Summary - ASVs (data)

QC_statistics.xlsx: This file is a representation of the results obtained from the analysis, including information such as the raw data, quality filter, and chimeric read removal.
ASVs_rep.fasta: This is a fasta file containing nucleotide sequences represented by unique identifiers ASVs.
ASVs_phylo.tre: A phylogenetic tree file (e.g., Newick format) representing the phylogenetic relationships among ASVs.
ASV_table.biom: An ASV table in BIOM format, containing abundance data used for diversity analyses.

Taxonomy_analysis (*_DB)

TAXONOMY_Assignment.xlsx: Taxonomys Profile Excel file. Check out the glossary sheet for a detailed explanation of each item.
Taxonomy_Top20_Input.xlsx: This input file presents the abundance ratio of the top 20 taxonomies utilized in the graph, with each taxonomy level displayed on individual sheets.
ASVs_{Alignment tool}_{Database}.biom: A BIOM table that includes taxonomic assignments for each ASV, based on the alignment tool and database used.
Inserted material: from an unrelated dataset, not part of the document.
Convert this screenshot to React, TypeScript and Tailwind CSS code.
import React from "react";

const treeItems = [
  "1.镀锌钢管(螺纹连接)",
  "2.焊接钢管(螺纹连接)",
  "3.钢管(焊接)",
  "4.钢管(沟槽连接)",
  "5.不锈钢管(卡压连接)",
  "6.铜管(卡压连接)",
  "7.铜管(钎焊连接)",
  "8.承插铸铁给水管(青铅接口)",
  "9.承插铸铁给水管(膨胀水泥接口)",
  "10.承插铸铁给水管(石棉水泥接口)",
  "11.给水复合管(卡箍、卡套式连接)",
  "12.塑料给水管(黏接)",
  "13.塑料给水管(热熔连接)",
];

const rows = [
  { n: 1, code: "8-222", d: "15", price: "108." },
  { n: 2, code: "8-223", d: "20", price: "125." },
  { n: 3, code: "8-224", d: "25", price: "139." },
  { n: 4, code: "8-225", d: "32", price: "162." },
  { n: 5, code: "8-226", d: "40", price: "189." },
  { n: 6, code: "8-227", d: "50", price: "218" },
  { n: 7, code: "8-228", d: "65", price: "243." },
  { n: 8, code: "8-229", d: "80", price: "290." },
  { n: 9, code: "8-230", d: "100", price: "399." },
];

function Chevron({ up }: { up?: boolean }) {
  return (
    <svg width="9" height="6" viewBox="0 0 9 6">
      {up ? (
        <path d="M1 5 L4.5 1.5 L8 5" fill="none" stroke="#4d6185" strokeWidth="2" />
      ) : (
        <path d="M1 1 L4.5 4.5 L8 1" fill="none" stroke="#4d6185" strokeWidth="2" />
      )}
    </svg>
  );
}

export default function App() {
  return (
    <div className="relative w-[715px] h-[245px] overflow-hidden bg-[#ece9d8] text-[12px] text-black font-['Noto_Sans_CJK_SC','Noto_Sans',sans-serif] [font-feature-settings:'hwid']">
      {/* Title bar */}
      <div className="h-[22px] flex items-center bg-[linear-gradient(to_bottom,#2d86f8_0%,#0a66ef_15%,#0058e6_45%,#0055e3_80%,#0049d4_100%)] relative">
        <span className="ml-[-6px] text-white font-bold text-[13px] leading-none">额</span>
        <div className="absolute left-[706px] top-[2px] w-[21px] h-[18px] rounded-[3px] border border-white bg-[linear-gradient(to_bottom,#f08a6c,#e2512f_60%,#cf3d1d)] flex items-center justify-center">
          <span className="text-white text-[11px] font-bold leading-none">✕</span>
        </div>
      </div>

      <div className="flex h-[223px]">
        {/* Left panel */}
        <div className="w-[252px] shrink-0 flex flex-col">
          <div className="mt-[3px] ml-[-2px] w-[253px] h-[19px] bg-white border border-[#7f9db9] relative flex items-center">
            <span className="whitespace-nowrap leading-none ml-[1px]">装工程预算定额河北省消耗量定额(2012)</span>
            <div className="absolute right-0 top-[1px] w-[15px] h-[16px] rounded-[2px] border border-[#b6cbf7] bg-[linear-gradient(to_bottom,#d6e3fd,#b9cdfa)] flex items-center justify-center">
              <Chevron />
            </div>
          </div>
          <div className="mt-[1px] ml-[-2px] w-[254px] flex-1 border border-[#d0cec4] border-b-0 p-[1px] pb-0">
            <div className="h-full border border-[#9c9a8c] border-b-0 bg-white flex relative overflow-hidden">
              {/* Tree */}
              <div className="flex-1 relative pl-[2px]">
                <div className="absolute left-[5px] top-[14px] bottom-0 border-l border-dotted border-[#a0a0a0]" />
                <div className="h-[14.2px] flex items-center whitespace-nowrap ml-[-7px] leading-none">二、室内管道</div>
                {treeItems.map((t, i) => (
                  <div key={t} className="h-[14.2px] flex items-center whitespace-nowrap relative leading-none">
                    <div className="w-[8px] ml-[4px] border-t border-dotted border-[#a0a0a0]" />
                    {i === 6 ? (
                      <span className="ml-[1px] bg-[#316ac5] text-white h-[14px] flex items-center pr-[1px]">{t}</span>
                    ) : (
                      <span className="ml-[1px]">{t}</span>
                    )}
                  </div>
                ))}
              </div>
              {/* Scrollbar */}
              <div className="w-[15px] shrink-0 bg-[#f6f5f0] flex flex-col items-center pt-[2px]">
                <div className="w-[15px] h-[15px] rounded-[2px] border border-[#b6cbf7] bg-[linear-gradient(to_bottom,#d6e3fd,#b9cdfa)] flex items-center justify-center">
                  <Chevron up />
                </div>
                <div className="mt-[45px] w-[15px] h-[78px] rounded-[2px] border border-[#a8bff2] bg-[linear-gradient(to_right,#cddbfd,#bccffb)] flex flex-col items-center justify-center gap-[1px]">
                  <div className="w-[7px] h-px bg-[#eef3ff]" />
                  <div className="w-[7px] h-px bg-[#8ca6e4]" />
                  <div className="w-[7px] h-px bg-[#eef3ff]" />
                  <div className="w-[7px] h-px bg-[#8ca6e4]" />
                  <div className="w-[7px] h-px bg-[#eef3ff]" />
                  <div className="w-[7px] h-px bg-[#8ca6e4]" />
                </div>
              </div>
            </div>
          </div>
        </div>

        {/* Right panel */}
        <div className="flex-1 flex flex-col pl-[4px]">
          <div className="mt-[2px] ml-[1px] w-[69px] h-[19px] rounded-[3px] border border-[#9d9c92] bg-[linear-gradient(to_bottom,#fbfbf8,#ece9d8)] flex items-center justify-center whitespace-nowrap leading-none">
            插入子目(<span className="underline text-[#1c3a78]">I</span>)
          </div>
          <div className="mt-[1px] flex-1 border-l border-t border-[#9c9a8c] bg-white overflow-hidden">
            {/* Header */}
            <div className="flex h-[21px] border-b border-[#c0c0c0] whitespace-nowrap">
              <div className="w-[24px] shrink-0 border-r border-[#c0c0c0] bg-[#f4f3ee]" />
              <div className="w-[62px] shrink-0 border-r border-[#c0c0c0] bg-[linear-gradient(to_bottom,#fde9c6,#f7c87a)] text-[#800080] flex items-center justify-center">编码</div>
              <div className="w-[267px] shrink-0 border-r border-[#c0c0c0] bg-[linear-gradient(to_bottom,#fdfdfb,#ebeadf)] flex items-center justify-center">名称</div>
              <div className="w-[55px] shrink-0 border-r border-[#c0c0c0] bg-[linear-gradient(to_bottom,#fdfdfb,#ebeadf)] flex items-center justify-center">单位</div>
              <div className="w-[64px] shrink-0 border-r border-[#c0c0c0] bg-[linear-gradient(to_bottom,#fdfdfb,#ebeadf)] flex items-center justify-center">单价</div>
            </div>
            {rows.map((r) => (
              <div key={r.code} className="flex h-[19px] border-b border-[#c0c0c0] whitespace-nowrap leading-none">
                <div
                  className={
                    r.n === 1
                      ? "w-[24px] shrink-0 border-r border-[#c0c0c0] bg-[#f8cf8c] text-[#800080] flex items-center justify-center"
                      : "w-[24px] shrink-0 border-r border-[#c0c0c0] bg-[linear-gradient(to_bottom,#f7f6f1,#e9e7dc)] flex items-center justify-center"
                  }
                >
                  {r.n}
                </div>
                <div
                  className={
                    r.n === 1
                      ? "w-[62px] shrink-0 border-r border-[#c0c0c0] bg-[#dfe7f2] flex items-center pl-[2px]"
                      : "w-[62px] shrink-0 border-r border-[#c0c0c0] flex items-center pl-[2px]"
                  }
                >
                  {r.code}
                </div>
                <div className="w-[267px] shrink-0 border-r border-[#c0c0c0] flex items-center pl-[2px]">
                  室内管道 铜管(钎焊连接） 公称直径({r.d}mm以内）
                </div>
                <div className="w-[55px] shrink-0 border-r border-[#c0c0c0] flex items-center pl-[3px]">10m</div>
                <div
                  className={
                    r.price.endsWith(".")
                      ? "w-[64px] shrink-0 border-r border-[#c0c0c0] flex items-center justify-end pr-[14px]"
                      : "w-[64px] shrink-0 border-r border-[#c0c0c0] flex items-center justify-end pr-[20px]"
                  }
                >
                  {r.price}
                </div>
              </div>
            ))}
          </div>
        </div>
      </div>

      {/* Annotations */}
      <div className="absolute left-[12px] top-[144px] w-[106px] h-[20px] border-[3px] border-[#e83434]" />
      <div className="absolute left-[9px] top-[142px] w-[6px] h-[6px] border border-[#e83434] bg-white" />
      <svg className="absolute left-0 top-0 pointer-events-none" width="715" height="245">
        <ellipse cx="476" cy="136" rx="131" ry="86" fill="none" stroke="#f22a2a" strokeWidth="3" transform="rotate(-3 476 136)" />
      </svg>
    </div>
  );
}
Taxonomy_analysis (Count, Ratio)

ASVs_table.*_L*.txt: These files offer the count and ratio of ASVs separately for each database and taxonomy level, providing a comprehensive view of microbial composition.
Taxonomy_abundance_count.xlsx: The result is displayed in separate sheets for each taxonomy level, showing the read count corresponding to each sample.
Taxonomy_abundance_ratio.xlsx: The result is displayed in separate sheets for each taxonomy level, showing the relative abundance corresponding to each sample.
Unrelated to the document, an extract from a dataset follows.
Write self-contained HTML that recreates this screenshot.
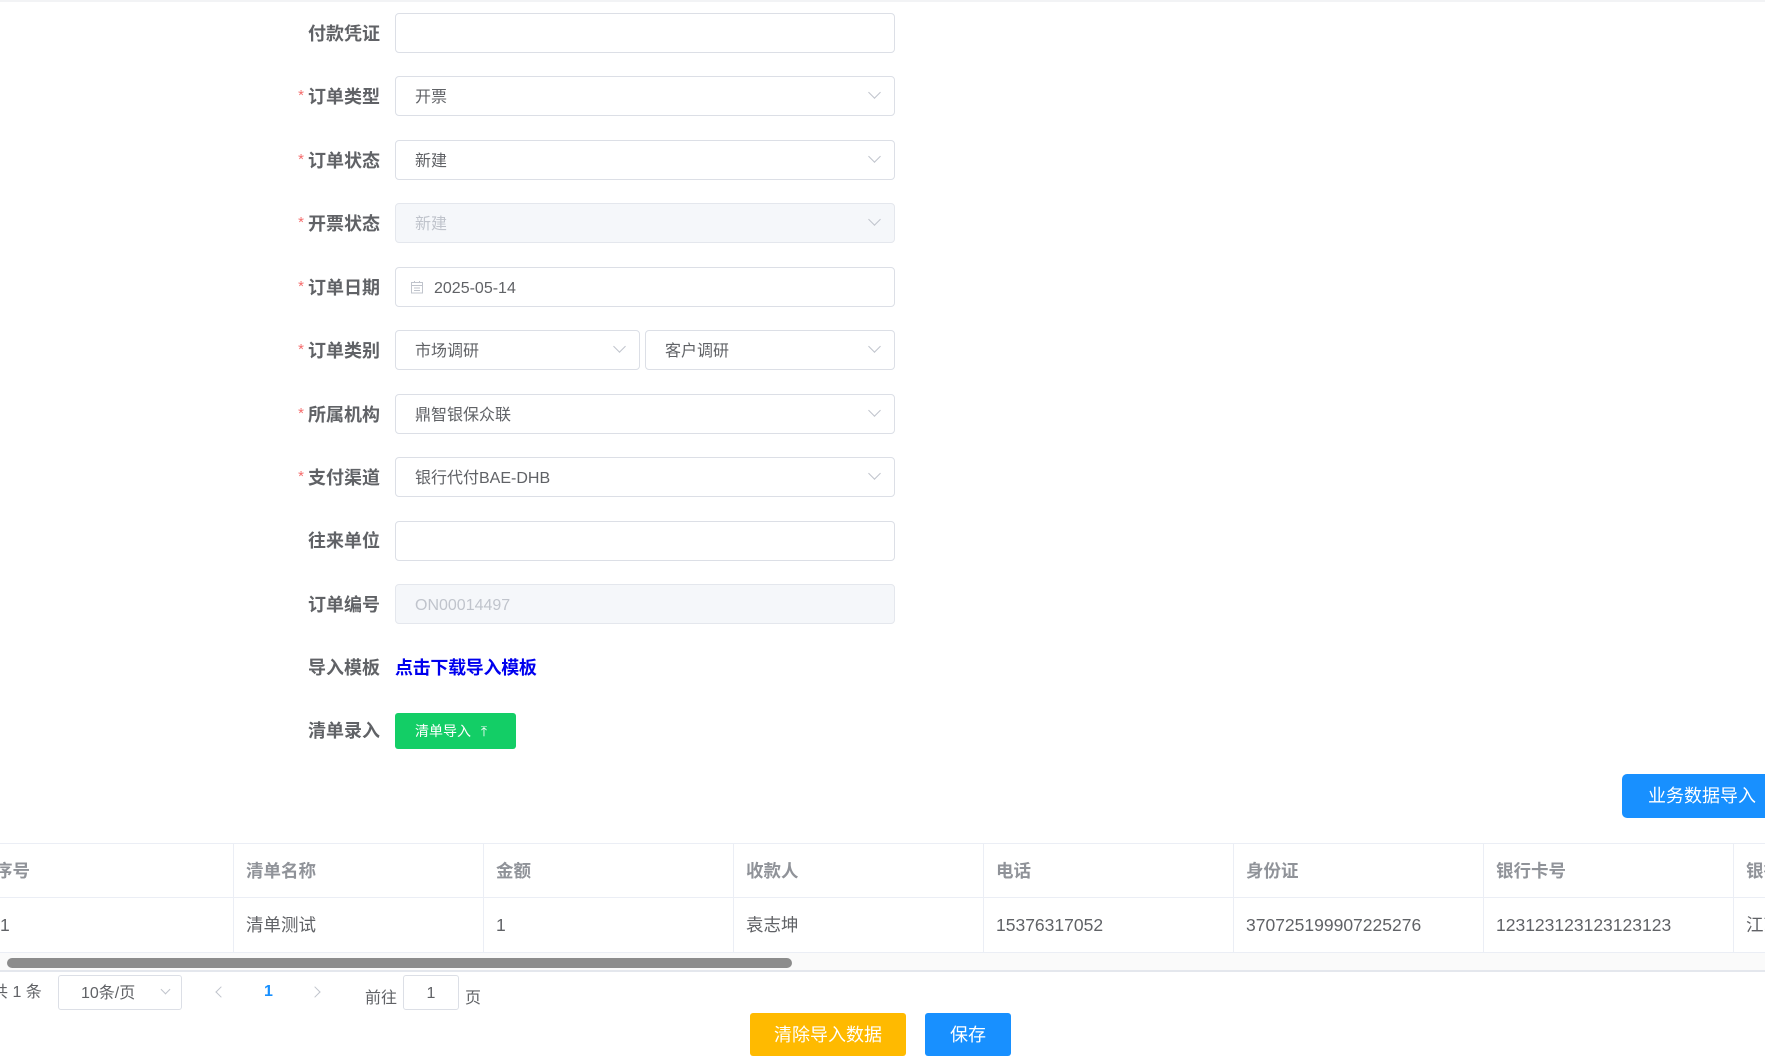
<!DOCTYPE html>
<html><head><meta charset="utf-8"><style>
*{box-sizing:border-box;margin:0;padding:0}
body{width:1765px;height:1063px;overflow:hidden;background:#fff;font-family:"Liberation Sans","Noto Sans CJK SC",sans-serif;position:relative;color:#606266}
.a{position:absolute}
.lbl{position:absolute;right:1385px;font-size:18px;font-weight:bold;color:#606266;white-space:nowrap;line-height:20px}
.lbl i{color:#f56c6c;font-style:normal;font-weight:normal;margin-right:4px;font-size:15px;position:relative;top:-3px}
.in{position:absolute;left:395px;width:500px;height:40px;border:1px solid #dcdfe6;border-radius:4px;background:#fff;font-size:16px;color:#606266;line-height:38px;padding-left:19px;padding-top:2px}
.dis{background:#f5f7fa;border-color:#e4e7ed;color:#c0c4cc}
.arr{position:absolute;right:15px;top:11px;width:9px;height:9px;border-right:1.3px solid #c0c4cc;border-bottom:1.3px solid #c0c4cc;transform:rotate(45deg)}
.th,.td{position:absolute;font-size:17.5px;padding-left:12px;white-space:nowrap}
.th{font-weight:bold;color:#909399;top:844px;height:55px;line-height:55px}
.td{color:#606266;top:898px;height:55px;line-height:55px}
.vl{position:absolute;width:1px;background:#ebeef5;top:843px;height:110px}
.chev{position:absolute;width:8px;height:8px;border-left:1.3px solid #c0c4cc;border-bottom:1.3px solid #c0c4cc}
</style></head><body>
<div class="a" style="left:0;top:0;width:1765px;height:2px;background:#f2f3f5"></div>

<div class="lbl" style="top:24px">付款凭证</div>
<div class="in" style="top:13px"></div>

<div class="lbl" style="top:87px"><i>*</i>订单类型</div>
<div class="in" style="top:76px">开票<span class="arr"></span></div>

<div class="lbl" style="top:151px"><i>*</i>订单状态</div>
<div class="in" style="top:140px">新建<span class="arr"></span></div>

<div class="lbl" style="top:214px"><i>*</i>开票状态</div>
<div class="in dis" style="top:203px">新建<span class="arr"></span></div>

<div class="lbl" style="top:278px"><i>*</i>订单日期</div>
<div class="in" style="top:267px;padding-left:38px">
<svg class="a" style="left:14px;top:12px" width="14" height="14" viewBox="0 0 14 14" fill="none" stroke="#c0c4cc" stroke-width="1"><rect x="1.5" y="2.5" width="11" height="10.5"/><line x1="1.5" y1="5.5" x2="12.5" y2="5.5"/><line x1="4.5" y1="1" x2="4.5" y2="3"/><line x1="9.5" y1="1" x2="9.5" y2="3"/><line x1="4" y1="8" x2="10" y2="8"/><line x1="4" y1="10.5" x2="10" y2="10.5"/></svg>
2025-05-14</div>

<div class="lbl" style="top:341px"><i>*</i>订单类别</div>
<div class="in" style="top:330px;width:245px">市场调研<span class="arr"></span></div>
<div class="in" style="top:330px;left:645px;width:250px">客户调研<span class="arr"></span></div>

<div class="lbl" style="top:405px"><i>*</i>所属机构</div>
<div class="in" style="top:394px">鼎智银保众联<span class="arr"></span></div>

<div class="lbl" style="top:468px"><i>*</i>支付渠道</div>
<div class="in" style="top:457px">银行代付BAE-DHB<span class="arr"></span></div>

<div class="lbl" style="top:531px">往来单位</div>
<div class="in" style="top:521px"></div>

<div class="lbl" style="top:595px">订单编号</div>
<div class="in dis" style="top:584px">ON00014497</div>

<div class="lbl" style="top:658px">导入模板</div>
<div class="a" style="left:395px;top:658px;font-size:18px;font-weight:bold;color:#0000ee;line-height:20px;letter-spacing:-0.3px">点击下载导入模板</div>

<div class="lbl" style="top:721px">清单录入</div>
<div class="a" style="left:395px;top:713px;width:121px;height:36px;background:#13ce66;border-radius:3px;color:#fff;font-size:14px;line-height:36px;padding-left:20px">清单导入 <span style="margin-left:6px">⤒</span></div>

<div class="a" style="left:1622px;top:774px;width:160px;height:44px;background:#1890ff;border-radius:5px;color:#fff;font-size:18px;line-height:44px;padding-left:26px">业务数据导入</div>

<div class="a" style="left:0;top:843px;width:1765px;height:1px;background:#ebeef5"></div>
<div class="a" style="left:0;top:897px;width:1765px;height:1px;background:#ebeef5"></div>
<div class="a" style="left:0;top:952px;width:1765px;height:1px;background:#ebeef5"></div>
<div class="a" style="left:0;top:953px;width:1765px;height:17px;background:#fafafa"></div>
<div class="a" style="left:7px;top:958px;width:785px;height:10px;background:#8c8c8c;border-radius:5px"></div>
<div class="a" style="left:0;top:970px;width:1765px;height:2px;background:#e4e7ed"></div>

<div class="vl" style="left:233px"></div><div class="vl" style="left:483px"></div><div class="vl" style="left:733px"></div><div class="vl" style="left:983px"></div><div class="vl" style="left:1233px"></div><div class="vl" style="left:1483px"></div><div class="vl" style="left:1733px"></div>

<div class="th" style="left:-17px">序号</div><div class="th" style="left:234px">清单名称</div><div class="th" style="left:484px">金额</div><div class="th" style="left:734px">收款人</div><div class="th" style="left:984px">电话</div><div class="th" style="left:1234px">身份证</div><div class="th" style="left:1484px">银行卡号</div><div class="th" style="left:1734px">银行</div>
<div class="td" style="left:-12px">1</div><div class="td" style="left:234px">清单测试</div><div class="td" style="left:484px">1</div><div class="td" style="left:734px">袁志坤</div><div class="td" style="left:984px">15376317052</div><div class="td" style="left:1234px">370725199907225276</div><div class="td" style="left:1484px">123123123123123123</div><div class="td" style="left:1734px">江苏</div>

<div class="a" style="left:-8px;top:983px;font-size:16px;line-height:20px">共 1 条</div>
<div class="a" style="left:58px;top:975px;width:124px;height:35px;border:1px solid #dcdfe6;border-radius:3px;font-size:16px;line-height:33px;padding-left:22px;padding-top:1px">10条/页<span class="arr" style="top:10px;right:12px;width:7px;height:7px"></span></div>
<span class="chev" style="left:217px;top:988px;transform:rotate(45deg)"></span>
<div class="a" style="left:264px;top:983px;font-size:16px;font-weight:bold;color:#1890ff">1</div>
<span class="chev" style="left:311px;top:988px;transform:rotate(-135deg)"></span>
<div class="a" style="left:365px;top:984px;font-size:16px">前往</div>
<div class="a" style="left:403px;top:975px;width:56px;height:35px;border:1px solid #dcdfe6;border-radius:3px;font-size:16px;line-height:33px;text-align:center;padding-top:1px">1</div>
<div class="a" style="left:465px;top:984px;font-size:16px">页</div>

<div class="a" style="left:750px;top:1013px;width:156px;height:43px;background:#ffba00;border-radius:3px;color:#fff;font-size:18px;line-height:43px;text-align:center;padding-top:1px">清除导入数据</div>
<div class="a" style="left:925px;top:1013px;width:86px;height:43px;background:#1890ff;border-radius:3px;color:#fff;font-size:18px;line-height:43px;text-align:center;padding-top:1px">保存</div>
</body></html>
Alpha_Diversity (Community_diversity)

Diversity_Index.xlsx: This file offers a single table for shannon, simpson, PD_whole_tree, and ASV values per sample.

Beta_Diversity (DistanceMatrix, PCoA, UPGMA_tree)

*_PC.xlsx: This file contains the results of PCoA analysis. It includes the explained variance for each principal component (PC) and the corresponding PC values.
*_DistanceMatrix.xlsx: This file includes the Distance Matrix results from the PCoA analysis. It stores the distance information between data points obtained through PCoA.
UPGMA_*_*.tre: The results of the UPGMA tree(Bray Curtis, Weighted UniFrac, Unweighted UniFrac) are presented in the .tre format.

Analysis Workflow

Analysis Tools

Cutadapt is a software tool that removes unwanted sequences like adapters, primers, and poly-A tails from high-throughput sequencing reads. These sequences can interfere with downstream analysis and are commonly found in small-RNA sequencing and amplicon reads. Cutadapt helps in trimming tasks by identifying and removing these sequences in an error-tolerant way. It can also modify and filter single-end and paired-end reads and demultiplex reads. Cutadapt is available under the MIT license.